Rows from a dataset of pages and code

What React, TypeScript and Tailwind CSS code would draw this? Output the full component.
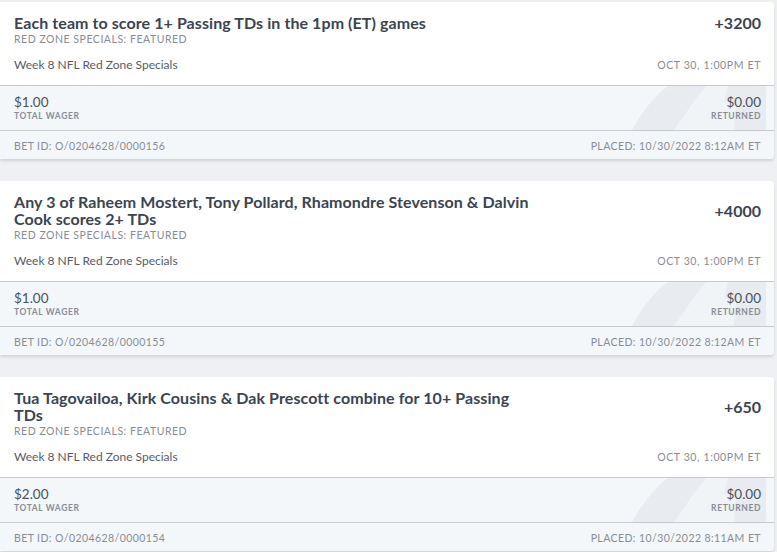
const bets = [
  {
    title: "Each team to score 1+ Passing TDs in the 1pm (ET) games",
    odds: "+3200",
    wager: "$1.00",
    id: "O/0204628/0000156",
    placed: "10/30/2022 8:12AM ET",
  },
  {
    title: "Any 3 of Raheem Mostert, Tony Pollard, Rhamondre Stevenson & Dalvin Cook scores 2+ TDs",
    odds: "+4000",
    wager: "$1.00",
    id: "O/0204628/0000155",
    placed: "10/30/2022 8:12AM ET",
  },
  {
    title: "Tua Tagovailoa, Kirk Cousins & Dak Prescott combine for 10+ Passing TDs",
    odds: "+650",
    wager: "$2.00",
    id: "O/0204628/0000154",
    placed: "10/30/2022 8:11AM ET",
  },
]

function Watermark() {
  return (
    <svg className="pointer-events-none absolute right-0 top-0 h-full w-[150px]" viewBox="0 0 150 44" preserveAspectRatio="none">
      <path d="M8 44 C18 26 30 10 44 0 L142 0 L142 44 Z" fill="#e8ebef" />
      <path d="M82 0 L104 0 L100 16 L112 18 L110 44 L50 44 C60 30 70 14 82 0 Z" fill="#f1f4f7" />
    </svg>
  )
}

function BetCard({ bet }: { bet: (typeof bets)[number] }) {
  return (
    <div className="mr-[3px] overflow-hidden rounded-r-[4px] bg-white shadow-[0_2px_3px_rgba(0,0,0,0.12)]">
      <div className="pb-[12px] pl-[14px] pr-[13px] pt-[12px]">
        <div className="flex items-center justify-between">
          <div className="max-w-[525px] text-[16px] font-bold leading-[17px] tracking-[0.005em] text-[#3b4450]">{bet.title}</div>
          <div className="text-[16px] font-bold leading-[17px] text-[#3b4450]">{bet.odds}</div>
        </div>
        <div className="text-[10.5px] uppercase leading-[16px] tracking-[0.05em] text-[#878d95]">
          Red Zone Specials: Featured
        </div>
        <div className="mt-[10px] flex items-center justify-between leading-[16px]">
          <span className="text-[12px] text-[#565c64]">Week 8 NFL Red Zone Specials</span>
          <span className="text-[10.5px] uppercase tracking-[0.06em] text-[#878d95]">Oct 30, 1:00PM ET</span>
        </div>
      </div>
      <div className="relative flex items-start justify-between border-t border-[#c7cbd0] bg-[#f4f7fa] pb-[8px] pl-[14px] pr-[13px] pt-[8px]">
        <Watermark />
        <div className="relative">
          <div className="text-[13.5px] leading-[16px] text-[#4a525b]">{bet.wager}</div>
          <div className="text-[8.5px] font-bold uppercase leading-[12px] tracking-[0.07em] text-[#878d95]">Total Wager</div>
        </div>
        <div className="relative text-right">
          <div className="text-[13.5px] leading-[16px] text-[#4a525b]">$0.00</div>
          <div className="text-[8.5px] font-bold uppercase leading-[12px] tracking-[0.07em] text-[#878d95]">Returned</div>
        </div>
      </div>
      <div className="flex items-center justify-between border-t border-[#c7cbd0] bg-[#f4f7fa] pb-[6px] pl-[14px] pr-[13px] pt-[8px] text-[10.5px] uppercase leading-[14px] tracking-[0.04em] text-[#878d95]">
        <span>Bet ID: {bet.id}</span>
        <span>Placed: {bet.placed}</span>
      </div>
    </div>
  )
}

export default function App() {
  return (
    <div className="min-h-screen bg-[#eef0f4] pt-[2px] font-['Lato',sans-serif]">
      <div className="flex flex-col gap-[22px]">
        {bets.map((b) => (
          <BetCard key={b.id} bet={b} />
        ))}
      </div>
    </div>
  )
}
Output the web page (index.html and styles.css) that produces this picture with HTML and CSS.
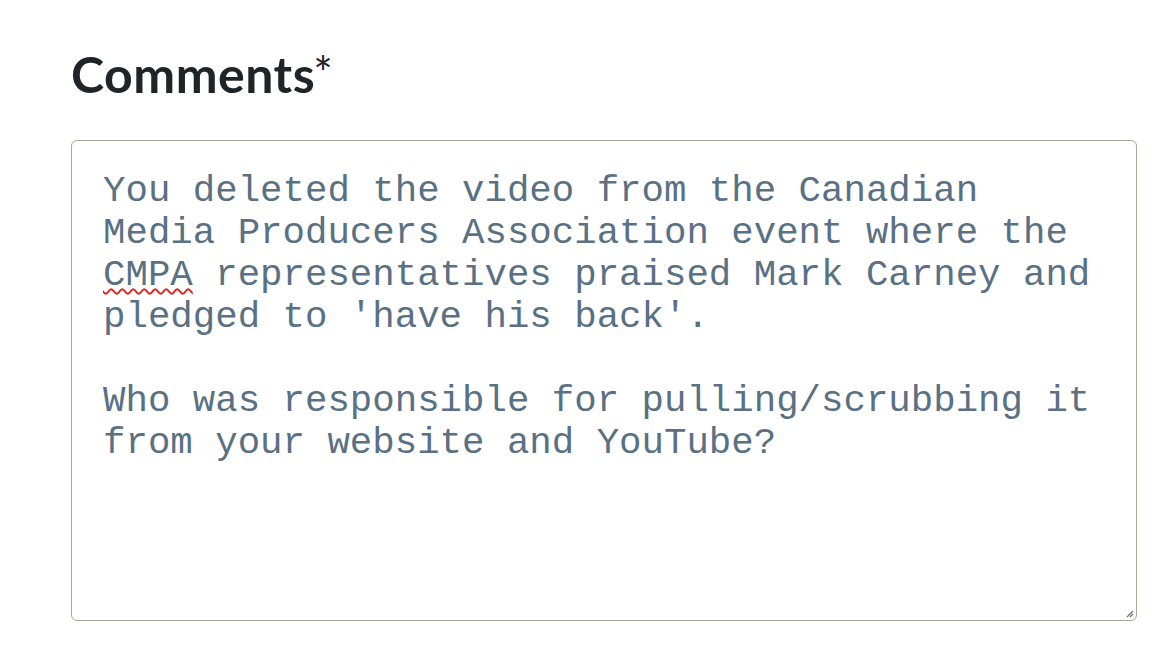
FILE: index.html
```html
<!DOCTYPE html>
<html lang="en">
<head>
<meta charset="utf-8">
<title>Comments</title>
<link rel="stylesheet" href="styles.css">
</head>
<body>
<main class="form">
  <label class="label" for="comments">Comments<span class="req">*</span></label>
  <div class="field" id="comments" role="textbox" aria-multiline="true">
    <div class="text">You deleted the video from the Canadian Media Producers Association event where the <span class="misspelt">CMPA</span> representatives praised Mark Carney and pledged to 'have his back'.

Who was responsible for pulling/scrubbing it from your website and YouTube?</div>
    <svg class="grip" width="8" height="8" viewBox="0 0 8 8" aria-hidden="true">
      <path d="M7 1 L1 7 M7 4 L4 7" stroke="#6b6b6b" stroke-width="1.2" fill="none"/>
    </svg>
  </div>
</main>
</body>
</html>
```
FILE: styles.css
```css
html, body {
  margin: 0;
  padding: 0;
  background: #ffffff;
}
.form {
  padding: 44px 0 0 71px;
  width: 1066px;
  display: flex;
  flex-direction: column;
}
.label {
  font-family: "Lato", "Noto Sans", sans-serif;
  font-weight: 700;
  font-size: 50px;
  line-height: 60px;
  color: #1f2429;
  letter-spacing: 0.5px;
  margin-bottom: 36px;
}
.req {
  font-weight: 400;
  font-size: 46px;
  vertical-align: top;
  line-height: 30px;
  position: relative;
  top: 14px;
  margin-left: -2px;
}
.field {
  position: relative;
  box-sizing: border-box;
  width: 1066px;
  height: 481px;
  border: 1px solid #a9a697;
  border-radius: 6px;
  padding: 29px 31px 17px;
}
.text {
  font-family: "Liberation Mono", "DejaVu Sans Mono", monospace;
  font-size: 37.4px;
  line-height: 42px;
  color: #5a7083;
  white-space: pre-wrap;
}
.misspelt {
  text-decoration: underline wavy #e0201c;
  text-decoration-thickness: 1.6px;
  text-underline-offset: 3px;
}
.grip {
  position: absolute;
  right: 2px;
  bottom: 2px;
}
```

■ EXERCISE INSTRUCTIONS: Omit the pictures, then quote the rest of the material above exactly.

■ SOLUTION BELOW:
What React, TypeScript and Tailwind CSS code would draw this? Output the full component.
const bets = [
  {
    title: "Each team to score 1+ Passing TDs in the 1pm (ET) games",
    odds: "+3200",
    wager: "$1.00",
    id: "O/0204628/0000156",
    placed: "10/30/2022 8:12AM ET",
  },
  {
    title: "Any 3 of Raheem Mostert, Tony Pollard, Rhamondre Stevenson & Dalvin Cook scores 2+ TDs",
    odds: "+4000",
    wager: "$1.00",
    id: "O/0204628/0000155",
    placed: "10/30/2022 8:12AM ET",
  },
  {
    title: "Tua Tagovailoa, Kirk Cousins & Dak Prescott combine for 10+ Passing TDs",
    odds: "+650",
    wager: "$2.00",
    id: "O/0204628/0000154",
    placed: "10/30/2022 8:11AM ET",
  },
]

function Watermark() {
  return (
    <svg className="pointer-events-none absolute right-0 top-0 h-full w-[150px]" viewBox="0 0 150 44" preserveAspectRatio="none">
      <path d="M8 44 C18 26 30 10 44 0 L142 0 L142 44 Z" fill="#e8ebef" />
      <path d="M82 0 L104 0 L100 16 L112 18 L110 44 L50 44 C60 30 70 14 82 0 Z" fill="#f1f4f7" />
    </svg>
  )
}

function BetCard({ bet }: { bet: (typeof bets)[number] }) {
  return (
    <div className="mr-[3px] overflow-hidden rounded-r-[4px] bg-white shadow-[0_2px_3px_rgba(0,0,0,0.12)]">
      <div className="pb-[12px] pl-[14px] pr-[13px] pt-[12px]">
        <div className="flex items-center justify-between">
          <div className="max-w-[525px] text-[16px] font-bold leading-[17px] tracking-[0.005em] text-[#3b4450]">{bet.title}</div>
          <div className="text-[16px] font-bold leading-[17px] text-[#3b4450]">{bet.odds}</div>
        </div>
        <div className="text-[10.5px] uppercase leading-[16px] tracking-[0.05em] text-[#878d95]">
          Red Zone Specials: Featured
        </div>
        <div className="mt-[10px] flex items-center justify-between leading-[16px]">
          <span className="text-[12px] text-[#565c64]">Week 8 NFL Red Zone Specials</span>
          <span className="text-[10.5px] uppercase tracking-[0.06em] text-[#878d95]">Oct 30, 1:00PM ET</span>
        </div>
      </div>
      <div className="relative flex items-start justify-between border-t border-[#c7cbd0] bg-[#f4f7fa] pb-[8px] pl-[14px] pr-[13px] pt-[8px]">
        <Watermark />
        <div className="relative">
          <div className="text-[13.5px] leading-[16px] text-[#4a525b]">{bet.wager}</div>
          <div className="text-[8.5px] font-bold uppercase leading-[12px] tracking-[0.07em] text-[#878d95]">Total Wager</div>
        </div>
        <div className="relative text-right">
          <div className="text-[13.5px] leading-[16px] text-[#4a525b]">$0.00</div>
          <div className="text-[8.5px] font-bold uppercase leading-[12px] tracking-[0.07em] text-[#878d95]">Returned</div>
        </div>
      </div>
      <div className="flex items-center justify-between border-t border-[#c7cbd0] bg-[#f4f7fa] pb-[6px] pl-[14px] pr-[13px] pt-[8px] text-[10.5px] uppercase leading-[14px] tracking-[0.04em] text-[#878d95]">
        <span>Bet ID: {bet.id}</span>
        <span>Placed: {bet.placed}</span>
      </div>
    </div>
  )
}

export default function App() {
  return (
    <div className="min-h-screen bg-[#eef0f4] pt-[2px] font-['Lato',sans-serif]">
      <div className="flex flex-col gap-[22px]">
        {bets.map((b) => (
          <BetCard key={b.id} bet={b} />
        ))}
      </div>
    </div>
  )
}
Output the web page (index.html and styles.css) that produces this picture with HTML and CSS.
FILE: index.html
```html
<!DOCTYPE html>
<html lang="en">
<head>
<meta charset="utf-8">
<title>Comments</title>
<link rel="stylesheet" href="styles.css">
</head>
<body>
<main class="form">
  <label class="label" for="comments">Comments<span class="req">*</span></label>
  <div class="field" id="comments" role="textbox" aria-multiline="true">
    <div class="text">You deleted the video from the Canadian Media Producers Association event where the <span class="misspelt">CMPA</span> representatives praised Mark Carney and pledged to 'have his back'.

Who was responsible for pulling/scrubbing it from your website and YouTube?</div>
    <svg class="grip" width="8" height="8" viewBox="0 0 8 8" aria-hidden="true">
      <path d="M7 1 L1 7 M7 4 L4 7" stroke="#6b6b6b" stroke-width="1.2" fill="none"/>
    </svg>
  </div>
</main>
</body>
</html>
```
FILE: styles.css
```css
html, body {
  margin: 0;
  padding: 0;
  background: #ffffff;
}
.form {
  padding: 44px 0 0 71px;
  width: 1066px;
  display: flex;
  flex-direction: column;
}
.label {
  font-family: "Lato", "Noto Sans", sans-serif;
  font-weight: 700;
  font-size: 50px;
  line-height: 60px;
  color: #1f2429;
  letter-spacing: 0.5px;
  margin-bottom: 36px;
}
.req {
  font-weight: 400;
  font-size: 46px;
  vertical-align: top;
  line-height: 30px;
  position: relative;
  top: 14px;
  margin-left: -2px;
}
.field {
  position: relative;
  box-sizing: border-box;
  width: 1066px;
  height: 481px;
  border: 1px solid #a9a697;
  border-radius: 6px;
  padding: 29px 31px 17px;
}
.text {
  font-family: "Liberation Mono", "DejaVu Sans Mono", monospace;
  font-size: 37.4px;
  line-height: 42px;
  color: #5a7083;
  white-space: pre-wrap;
}
.misspelt {
  text-decoration: underline wavy #e0201c;
  text-decoration-thickness: 1.6px;
  text-underline-offset: 3px;
}
.grip {
  position: absolute;
  right: 2px;
  bottom: 2px;
}
```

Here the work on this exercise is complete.